→ **Given records**:
____________________
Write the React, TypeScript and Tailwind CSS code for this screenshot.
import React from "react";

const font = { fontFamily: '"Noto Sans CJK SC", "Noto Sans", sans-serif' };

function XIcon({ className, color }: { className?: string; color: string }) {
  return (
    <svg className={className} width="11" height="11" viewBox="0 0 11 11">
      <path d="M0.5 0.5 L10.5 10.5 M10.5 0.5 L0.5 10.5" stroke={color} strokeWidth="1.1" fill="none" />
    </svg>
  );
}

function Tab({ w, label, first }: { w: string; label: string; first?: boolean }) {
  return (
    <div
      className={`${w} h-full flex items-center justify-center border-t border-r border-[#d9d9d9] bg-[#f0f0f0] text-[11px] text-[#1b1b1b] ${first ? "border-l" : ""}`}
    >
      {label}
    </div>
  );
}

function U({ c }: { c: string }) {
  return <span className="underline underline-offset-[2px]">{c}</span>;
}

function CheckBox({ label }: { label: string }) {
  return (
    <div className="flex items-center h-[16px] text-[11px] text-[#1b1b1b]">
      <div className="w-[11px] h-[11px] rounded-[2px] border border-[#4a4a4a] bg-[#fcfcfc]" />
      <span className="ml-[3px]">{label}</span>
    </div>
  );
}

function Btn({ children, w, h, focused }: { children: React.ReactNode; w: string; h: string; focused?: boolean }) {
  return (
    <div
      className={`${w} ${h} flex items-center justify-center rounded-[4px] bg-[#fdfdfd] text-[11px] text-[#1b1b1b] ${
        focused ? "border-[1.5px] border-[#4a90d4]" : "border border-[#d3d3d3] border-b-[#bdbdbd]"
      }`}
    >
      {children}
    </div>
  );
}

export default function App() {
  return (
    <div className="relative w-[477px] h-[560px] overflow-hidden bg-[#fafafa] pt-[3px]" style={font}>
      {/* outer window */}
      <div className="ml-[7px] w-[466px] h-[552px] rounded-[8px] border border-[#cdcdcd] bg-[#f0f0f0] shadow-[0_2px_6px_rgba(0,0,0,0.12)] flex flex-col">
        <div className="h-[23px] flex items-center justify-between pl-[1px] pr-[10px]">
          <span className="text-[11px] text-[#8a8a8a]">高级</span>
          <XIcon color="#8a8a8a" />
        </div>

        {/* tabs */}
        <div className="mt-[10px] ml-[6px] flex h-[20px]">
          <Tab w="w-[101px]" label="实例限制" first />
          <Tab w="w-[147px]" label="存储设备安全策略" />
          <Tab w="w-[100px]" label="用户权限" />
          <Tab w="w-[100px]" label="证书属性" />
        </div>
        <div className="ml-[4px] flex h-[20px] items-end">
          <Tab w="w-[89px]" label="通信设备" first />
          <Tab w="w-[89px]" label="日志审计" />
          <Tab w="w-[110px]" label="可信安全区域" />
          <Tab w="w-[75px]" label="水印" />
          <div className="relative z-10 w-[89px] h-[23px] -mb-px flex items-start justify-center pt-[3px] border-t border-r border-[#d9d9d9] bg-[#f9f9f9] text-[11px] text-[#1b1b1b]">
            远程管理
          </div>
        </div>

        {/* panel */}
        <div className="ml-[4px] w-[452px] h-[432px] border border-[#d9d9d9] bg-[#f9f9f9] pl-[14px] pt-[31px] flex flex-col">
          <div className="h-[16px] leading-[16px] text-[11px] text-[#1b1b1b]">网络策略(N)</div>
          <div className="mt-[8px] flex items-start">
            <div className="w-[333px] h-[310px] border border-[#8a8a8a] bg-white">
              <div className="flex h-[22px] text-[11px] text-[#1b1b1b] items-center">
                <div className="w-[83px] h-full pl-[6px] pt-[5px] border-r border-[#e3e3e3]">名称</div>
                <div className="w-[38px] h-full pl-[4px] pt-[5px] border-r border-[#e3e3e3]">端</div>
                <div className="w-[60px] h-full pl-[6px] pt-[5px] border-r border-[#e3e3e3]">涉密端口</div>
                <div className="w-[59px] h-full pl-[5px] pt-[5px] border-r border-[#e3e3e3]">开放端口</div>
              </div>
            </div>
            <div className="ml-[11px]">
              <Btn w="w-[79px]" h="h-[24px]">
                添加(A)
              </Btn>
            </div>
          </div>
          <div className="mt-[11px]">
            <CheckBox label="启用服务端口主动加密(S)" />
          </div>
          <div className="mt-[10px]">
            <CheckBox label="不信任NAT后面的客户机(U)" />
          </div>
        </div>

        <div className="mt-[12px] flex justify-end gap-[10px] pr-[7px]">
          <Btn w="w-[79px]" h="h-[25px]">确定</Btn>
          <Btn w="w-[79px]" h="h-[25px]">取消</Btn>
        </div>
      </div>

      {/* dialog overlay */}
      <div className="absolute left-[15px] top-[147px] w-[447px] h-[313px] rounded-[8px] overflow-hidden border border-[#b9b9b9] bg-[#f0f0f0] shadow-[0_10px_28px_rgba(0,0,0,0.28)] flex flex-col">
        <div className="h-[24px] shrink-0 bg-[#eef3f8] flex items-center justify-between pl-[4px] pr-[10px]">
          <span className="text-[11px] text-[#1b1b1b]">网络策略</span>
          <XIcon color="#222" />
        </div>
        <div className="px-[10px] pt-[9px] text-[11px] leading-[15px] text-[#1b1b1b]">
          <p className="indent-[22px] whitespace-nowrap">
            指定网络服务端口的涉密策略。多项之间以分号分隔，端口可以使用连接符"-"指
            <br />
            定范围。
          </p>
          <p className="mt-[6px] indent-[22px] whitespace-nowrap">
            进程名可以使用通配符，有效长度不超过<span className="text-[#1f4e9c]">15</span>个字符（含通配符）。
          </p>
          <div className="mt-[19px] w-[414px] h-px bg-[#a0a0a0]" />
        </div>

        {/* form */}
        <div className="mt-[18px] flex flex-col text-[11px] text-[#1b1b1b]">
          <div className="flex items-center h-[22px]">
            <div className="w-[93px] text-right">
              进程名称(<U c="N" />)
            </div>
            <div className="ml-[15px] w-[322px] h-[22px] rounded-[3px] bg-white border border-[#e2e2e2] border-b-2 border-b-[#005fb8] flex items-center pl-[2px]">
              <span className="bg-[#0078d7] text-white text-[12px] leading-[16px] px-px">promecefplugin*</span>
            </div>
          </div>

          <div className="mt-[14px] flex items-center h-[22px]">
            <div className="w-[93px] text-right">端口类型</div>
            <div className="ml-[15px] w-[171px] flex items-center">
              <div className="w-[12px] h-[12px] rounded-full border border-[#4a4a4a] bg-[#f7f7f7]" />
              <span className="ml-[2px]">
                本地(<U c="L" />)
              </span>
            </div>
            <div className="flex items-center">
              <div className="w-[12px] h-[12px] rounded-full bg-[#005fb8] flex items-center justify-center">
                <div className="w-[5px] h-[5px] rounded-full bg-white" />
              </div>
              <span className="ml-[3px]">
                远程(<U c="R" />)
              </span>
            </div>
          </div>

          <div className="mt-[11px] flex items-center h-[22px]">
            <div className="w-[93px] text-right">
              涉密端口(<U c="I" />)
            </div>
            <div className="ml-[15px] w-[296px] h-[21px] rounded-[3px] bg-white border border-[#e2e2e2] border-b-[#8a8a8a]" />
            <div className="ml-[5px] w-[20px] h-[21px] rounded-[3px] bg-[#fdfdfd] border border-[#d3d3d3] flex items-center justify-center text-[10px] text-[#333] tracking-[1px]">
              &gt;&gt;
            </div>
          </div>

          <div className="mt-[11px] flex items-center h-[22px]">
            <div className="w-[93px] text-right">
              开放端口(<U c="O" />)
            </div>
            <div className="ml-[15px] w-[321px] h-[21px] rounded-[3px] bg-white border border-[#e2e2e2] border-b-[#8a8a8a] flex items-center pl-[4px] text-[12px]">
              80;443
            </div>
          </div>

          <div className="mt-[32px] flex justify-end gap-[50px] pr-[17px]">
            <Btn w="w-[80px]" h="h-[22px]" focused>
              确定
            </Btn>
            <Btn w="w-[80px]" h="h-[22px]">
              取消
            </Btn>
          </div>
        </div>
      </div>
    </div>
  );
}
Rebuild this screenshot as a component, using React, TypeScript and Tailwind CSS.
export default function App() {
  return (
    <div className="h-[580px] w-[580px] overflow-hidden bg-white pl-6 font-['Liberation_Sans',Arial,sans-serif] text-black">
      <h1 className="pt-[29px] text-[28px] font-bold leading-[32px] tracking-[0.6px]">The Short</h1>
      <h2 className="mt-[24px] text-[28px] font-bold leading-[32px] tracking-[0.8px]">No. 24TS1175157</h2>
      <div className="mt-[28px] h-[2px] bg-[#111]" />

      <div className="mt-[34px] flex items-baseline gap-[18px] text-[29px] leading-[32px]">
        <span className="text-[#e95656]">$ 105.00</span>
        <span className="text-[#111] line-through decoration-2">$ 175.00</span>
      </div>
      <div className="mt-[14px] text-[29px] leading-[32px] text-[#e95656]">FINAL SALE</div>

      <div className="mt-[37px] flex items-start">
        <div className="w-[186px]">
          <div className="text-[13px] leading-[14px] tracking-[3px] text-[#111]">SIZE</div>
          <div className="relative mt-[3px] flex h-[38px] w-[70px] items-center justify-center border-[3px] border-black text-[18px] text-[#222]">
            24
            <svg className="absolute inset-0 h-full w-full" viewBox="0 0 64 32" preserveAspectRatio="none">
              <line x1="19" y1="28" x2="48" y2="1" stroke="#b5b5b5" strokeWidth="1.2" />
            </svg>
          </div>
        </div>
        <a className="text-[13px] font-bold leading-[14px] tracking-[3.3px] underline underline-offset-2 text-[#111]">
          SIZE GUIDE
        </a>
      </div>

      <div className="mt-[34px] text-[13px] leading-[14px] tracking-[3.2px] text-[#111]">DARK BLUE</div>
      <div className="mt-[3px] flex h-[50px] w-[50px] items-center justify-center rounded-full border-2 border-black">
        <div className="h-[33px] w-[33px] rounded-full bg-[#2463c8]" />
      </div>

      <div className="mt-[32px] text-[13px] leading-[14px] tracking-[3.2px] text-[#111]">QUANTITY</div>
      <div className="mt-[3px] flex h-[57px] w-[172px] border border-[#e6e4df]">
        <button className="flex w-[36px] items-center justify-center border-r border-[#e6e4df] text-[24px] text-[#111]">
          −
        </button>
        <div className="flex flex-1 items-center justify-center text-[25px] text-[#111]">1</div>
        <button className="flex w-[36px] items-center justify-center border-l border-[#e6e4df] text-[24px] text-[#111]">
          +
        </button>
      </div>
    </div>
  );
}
____________________
→ **Task objective**: Pick out and copy every line that contains the word "screenshot".

→ **Final result**:
Write the React, TypeScript and Tailwind CSS code for this screenshot.
Rebuild this screenshot as a component, using React, TypeScript and Tailwind CSS.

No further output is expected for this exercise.